◆ PROBLEM TO SOLVE
Select, from the data, each line where "this" occurs.

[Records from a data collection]
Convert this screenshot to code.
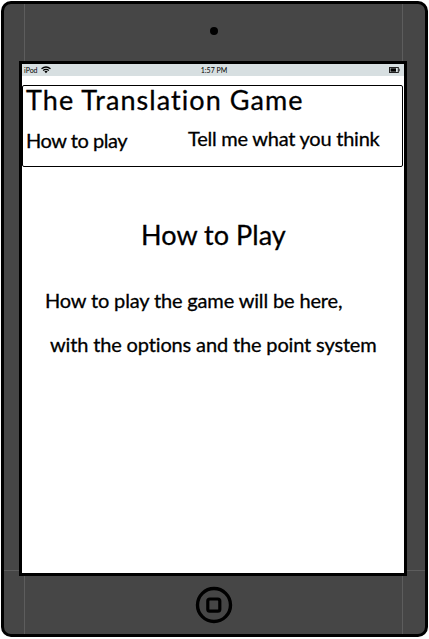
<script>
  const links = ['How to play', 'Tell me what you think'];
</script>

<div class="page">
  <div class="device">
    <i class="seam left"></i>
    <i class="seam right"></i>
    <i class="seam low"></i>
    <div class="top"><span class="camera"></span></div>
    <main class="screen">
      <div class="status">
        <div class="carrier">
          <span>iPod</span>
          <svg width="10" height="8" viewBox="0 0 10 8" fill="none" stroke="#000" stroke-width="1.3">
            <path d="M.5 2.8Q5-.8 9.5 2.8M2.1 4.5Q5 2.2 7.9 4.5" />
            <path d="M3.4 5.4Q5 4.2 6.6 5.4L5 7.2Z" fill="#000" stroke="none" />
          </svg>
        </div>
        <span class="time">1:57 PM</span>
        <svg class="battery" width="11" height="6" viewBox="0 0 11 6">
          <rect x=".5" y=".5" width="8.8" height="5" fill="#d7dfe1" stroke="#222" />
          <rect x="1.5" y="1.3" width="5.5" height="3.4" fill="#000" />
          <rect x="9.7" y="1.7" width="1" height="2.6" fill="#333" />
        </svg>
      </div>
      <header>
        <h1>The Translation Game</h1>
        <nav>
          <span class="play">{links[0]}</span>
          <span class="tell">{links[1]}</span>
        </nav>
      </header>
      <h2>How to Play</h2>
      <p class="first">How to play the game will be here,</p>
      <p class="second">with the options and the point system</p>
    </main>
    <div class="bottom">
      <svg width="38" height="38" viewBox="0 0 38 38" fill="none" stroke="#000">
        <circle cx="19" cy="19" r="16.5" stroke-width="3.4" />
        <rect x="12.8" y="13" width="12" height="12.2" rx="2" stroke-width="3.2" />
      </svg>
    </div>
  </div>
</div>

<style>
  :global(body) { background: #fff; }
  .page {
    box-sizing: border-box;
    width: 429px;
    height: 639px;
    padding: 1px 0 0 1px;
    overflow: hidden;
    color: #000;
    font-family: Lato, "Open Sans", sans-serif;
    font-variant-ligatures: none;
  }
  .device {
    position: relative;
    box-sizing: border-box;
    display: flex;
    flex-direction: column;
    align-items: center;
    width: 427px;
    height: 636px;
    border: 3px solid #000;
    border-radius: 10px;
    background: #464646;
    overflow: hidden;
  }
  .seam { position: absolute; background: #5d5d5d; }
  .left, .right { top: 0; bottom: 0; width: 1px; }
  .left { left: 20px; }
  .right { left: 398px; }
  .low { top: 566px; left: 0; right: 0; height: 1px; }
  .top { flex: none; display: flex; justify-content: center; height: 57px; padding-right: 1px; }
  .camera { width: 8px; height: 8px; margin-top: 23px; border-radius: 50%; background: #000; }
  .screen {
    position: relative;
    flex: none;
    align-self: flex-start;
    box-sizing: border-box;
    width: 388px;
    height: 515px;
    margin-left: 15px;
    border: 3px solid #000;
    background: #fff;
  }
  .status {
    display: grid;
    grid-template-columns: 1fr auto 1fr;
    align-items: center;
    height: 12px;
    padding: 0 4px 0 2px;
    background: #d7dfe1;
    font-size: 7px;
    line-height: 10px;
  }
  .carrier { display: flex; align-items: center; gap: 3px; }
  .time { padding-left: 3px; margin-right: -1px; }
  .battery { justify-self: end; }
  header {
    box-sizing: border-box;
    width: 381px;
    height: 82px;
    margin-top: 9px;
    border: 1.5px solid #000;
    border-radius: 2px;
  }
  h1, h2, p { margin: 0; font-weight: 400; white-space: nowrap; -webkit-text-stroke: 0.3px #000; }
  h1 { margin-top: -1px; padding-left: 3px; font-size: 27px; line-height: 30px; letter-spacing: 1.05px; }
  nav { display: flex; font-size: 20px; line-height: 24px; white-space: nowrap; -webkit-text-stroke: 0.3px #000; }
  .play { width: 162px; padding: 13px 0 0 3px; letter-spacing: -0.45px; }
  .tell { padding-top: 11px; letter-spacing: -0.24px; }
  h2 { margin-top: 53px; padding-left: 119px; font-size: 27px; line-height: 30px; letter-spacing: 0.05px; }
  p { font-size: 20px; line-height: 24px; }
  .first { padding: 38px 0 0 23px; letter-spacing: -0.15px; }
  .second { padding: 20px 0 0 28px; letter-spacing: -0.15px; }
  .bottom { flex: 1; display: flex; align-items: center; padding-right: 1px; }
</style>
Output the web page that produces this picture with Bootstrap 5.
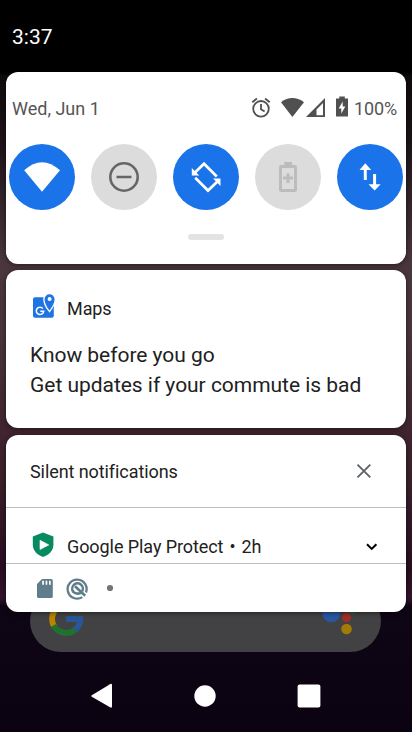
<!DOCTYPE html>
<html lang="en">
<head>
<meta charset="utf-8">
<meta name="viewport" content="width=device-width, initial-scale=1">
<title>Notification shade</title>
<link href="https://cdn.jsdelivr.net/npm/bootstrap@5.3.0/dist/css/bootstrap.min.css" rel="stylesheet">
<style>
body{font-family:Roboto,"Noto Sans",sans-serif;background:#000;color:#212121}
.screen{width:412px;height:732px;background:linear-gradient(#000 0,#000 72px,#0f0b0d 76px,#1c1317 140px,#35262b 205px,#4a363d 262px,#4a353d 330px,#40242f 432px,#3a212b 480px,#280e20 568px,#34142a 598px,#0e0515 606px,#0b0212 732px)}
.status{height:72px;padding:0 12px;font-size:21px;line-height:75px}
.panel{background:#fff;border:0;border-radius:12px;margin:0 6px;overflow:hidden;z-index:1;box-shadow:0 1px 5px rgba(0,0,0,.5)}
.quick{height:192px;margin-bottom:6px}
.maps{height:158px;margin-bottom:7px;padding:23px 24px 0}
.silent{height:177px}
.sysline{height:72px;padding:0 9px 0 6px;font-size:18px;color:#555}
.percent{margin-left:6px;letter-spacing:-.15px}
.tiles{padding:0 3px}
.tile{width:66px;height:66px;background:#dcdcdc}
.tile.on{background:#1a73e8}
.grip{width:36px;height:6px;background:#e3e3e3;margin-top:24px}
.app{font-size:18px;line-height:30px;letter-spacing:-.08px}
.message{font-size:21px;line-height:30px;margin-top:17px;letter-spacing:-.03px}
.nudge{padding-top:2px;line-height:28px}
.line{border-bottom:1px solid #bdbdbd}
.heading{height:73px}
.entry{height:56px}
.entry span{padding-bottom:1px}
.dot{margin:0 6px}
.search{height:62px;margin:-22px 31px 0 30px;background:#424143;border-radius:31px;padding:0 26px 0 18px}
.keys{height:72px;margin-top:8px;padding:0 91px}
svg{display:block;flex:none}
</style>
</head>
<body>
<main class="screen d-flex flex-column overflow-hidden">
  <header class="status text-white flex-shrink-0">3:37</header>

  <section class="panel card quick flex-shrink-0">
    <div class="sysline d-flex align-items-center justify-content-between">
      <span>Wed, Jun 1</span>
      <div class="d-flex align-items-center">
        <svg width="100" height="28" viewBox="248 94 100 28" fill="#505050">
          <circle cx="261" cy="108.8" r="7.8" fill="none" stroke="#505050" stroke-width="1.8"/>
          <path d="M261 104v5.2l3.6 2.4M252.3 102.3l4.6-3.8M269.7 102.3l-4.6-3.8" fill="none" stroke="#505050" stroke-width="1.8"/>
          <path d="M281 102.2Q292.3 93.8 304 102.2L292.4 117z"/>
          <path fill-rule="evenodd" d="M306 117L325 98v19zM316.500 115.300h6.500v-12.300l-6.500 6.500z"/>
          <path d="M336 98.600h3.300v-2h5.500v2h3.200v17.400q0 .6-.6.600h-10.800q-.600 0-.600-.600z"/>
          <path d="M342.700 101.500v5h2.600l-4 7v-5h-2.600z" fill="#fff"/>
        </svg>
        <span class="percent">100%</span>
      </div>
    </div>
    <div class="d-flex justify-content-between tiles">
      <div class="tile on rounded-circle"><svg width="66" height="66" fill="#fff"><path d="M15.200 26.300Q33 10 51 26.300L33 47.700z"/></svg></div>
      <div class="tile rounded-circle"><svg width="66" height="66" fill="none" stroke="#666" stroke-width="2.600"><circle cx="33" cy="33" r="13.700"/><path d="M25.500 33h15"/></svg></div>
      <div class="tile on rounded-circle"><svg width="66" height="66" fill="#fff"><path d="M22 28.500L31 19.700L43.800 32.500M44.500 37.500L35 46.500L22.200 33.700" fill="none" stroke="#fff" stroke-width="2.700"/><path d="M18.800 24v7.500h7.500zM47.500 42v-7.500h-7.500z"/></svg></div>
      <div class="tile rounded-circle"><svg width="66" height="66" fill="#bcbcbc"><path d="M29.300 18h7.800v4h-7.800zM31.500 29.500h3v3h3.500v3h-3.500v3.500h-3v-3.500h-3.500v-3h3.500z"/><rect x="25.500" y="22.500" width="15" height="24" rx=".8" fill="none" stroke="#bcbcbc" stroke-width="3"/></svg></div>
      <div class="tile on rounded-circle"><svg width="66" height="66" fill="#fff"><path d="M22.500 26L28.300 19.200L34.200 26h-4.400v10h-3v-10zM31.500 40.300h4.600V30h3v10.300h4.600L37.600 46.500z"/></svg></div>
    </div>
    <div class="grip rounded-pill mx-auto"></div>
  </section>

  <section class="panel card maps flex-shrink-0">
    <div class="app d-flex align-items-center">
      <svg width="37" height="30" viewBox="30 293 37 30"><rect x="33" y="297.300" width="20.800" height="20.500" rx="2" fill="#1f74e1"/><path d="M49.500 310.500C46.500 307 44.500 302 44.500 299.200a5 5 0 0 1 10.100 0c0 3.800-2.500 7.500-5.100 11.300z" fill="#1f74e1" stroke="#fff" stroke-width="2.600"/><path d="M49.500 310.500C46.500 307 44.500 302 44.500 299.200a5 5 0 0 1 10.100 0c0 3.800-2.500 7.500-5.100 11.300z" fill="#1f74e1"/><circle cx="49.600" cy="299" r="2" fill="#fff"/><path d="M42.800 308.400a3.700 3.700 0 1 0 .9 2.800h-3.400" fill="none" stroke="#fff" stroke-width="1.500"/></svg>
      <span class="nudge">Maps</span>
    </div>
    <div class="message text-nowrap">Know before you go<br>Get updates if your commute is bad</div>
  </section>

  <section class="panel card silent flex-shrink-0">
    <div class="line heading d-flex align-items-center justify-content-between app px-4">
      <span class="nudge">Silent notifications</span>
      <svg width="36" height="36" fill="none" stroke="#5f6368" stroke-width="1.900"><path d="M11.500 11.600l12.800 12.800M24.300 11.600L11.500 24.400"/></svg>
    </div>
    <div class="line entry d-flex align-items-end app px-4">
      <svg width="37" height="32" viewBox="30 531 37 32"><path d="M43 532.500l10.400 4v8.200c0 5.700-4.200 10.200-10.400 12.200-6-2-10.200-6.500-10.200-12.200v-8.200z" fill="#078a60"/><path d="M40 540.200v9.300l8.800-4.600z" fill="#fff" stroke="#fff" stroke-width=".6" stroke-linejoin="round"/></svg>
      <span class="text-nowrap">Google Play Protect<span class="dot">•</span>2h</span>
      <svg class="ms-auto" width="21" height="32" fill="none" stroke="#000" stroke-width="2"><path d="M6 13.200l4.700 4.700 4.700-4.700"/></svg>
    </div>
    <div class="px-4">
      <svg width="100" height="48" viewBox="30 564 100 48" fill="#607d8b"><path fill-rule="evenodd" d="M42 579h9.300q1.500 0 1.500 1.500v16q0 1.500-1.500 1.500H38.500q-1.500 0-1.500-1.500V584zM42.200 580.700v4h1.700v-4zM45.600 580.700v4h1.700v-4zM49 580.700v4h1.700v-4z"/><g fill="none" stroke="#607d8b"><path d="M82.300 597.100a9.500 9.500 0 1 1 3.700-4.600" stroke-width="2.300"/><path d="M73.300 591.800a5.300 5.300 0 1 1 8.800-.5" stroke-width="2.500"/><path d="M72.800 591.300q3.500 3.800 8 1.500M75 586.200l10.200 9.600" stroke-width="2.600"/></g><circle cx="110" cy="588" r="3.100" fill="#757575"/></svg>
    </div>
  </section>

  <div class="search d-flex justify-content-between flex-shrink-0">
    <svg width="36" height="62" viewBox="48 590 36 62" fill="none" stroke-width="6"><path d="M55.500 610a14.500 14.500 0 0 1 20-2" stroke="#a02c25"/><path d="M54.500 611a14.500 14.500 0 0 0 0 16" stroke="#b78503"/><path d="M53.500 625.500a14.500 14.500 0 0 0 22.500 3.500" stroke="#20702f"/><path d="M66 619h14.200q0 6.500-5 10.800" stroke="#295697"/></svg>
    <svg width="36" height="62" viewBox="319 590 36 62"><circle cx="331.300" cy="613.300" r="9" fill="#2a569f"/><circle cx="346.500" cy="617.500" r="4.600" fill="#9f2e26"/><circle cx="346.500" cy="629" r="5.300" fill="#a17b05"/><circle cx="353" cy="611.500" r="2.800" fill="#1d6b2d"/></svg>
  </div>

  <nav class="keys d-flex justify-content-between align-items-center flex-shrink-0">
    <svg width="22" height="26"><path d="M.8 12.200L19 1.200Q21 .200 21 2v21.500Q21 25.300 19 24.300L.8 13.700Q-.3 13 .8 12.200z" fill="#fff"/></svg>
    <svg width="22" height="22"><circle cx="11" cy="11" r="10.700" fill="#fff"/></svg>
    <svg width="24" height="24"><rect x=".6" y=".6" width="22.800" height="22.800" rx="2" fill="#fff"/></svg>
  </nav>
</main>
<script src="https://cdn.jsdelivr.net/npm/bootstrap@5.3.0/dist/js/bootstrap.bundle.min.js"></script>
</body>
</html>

◆ EXERCISE RESPONSE
Convert this screenshot to code.
Output the web page that produces this picture with Bootstrap 5.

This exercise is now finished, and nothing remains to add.